--- Given data ---

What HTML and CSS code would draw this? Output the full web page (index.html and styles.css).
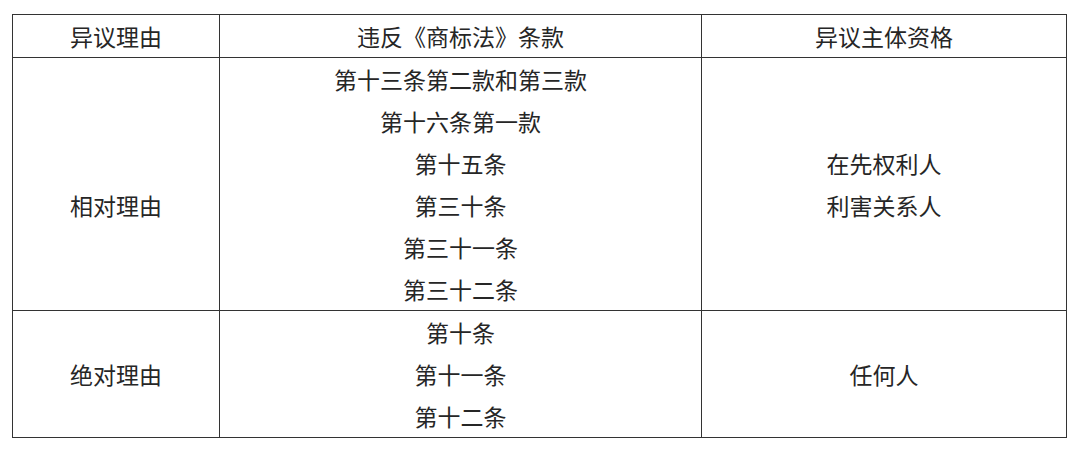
FILE: index.html
```html
<!DOCTYPE html>
<html lang="zh-CN">
<head>
<meta charset="utf-8">
<link rel="stylesheet" href="styles.css">
</head>
<body>
<table class="grid">
  <colgroup>
    <col class="c1"><col class="c2"><col class="c3">
  </colgroup>
  <tr class="head">
    <td>异议理由</td>
    <td>违反《商标法》条款</td>
    <td>异议主体资格</td>
  </tr>
  <tr>
    <td class="low">相对理由</td>
    <td>第十三条第二款和第三款<br>第十六条第一款<br>第十五条<br>第三十条<br>第三十一条<br>第三十二条</td>
    <td>在先权利人<br>利害关系人</td>
  </tr>
  <tr>
    <td>绝对理由</td>
    <td>第十条<br>第十一条<br>第十二条</td>
    <td>任何人</td>
  </tr>
</table>
</body>
</html>
```
FILE: styles.css
```css
html, body {
  margin: 0;
  padding: 0;
  background: #fff;
}
body {
  padding: 14px 0 0 12px;
  font-family: "Noto Sans CJK SC", "Noto Sans", sans-serif;
  color: #262626;
}
.grid {
  border-collapse: collapse;
  table-layout: fixed;
  width: 1054px;
  font-size: 23px;
  line-height: 42px;
}
.c1 { width: 207px; }
.c2 { width: 482px; }
.c3 { width: 365px; }
.grid td {
  border: 1px solid #333;
  text-align: center;
  vertical-align: middle;
  padding: 0;
}
.grid td.low {
  padding-top: 42px;
}
.head td {
  height: 42px;
}
```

---

__Written task__: Leave out the pictures and give the listing above again exactly.

__Worked solution__:
What HTML and CSS code would draw this? Output the full web page (index.html and styles.css).
FILE: index.html
```html
<!DOCTYPE html>
<html lang="zh-CN">
<head>
<meta charset="utf-8">
<link rel="stylesheet" href="styles.css">
</head>
<body>
<table class="grid">
  <colgroup>
    <col class="c1"><col class="c2"><col class="c3">
  </colgroup>
  <tr class="head">
    <td>异议理由</td>
    <td>违反《商标法》条款</td>
    <td>异议主体资格</td>
  </tr>
  <tr>
    <td class="low">相对理由</td>
    <td>第十三条第二款和第三款<br>第十六条第一款<br>第十五条<br>第三十条<br>第三十一条<br>第三十二条</td>
    <td>在先权利人<br>利害关系人</td>
  </tr>
  <tr>
    <td>绝对理由</td>
    <td>第十条<br>第十一条<br>第十二条</td>
    <td>任何人</td>
  </tr>
</table>
</body>
</html>
```
FILE: styles.css
```css
html, body {
  margin: 0;
  padding: 0;
  background: #fff;
}
body {
  padding: 14px 0 0 12px;
  font-family: "Noto Sans CJK SC", "Noto Sans", sans-serif;
  color: #262626;
}
.grid {
  border-collapse: collapse;
  table-layout: fixed;
  width: 1054px;
  font-size: 23px;
  line-height: 42px;
}
.c1 { width: 207px; }
.c2 { width: 482px; }
.c3 { width: 365px; }
.grid td {
  border: 1px solid #333;
  text-align: center;
  vertical-align: middle;
  padding: 0;
}
.grid td.low {
  padding-top: 42px;
}
.head td {
  height: 42px;
}
```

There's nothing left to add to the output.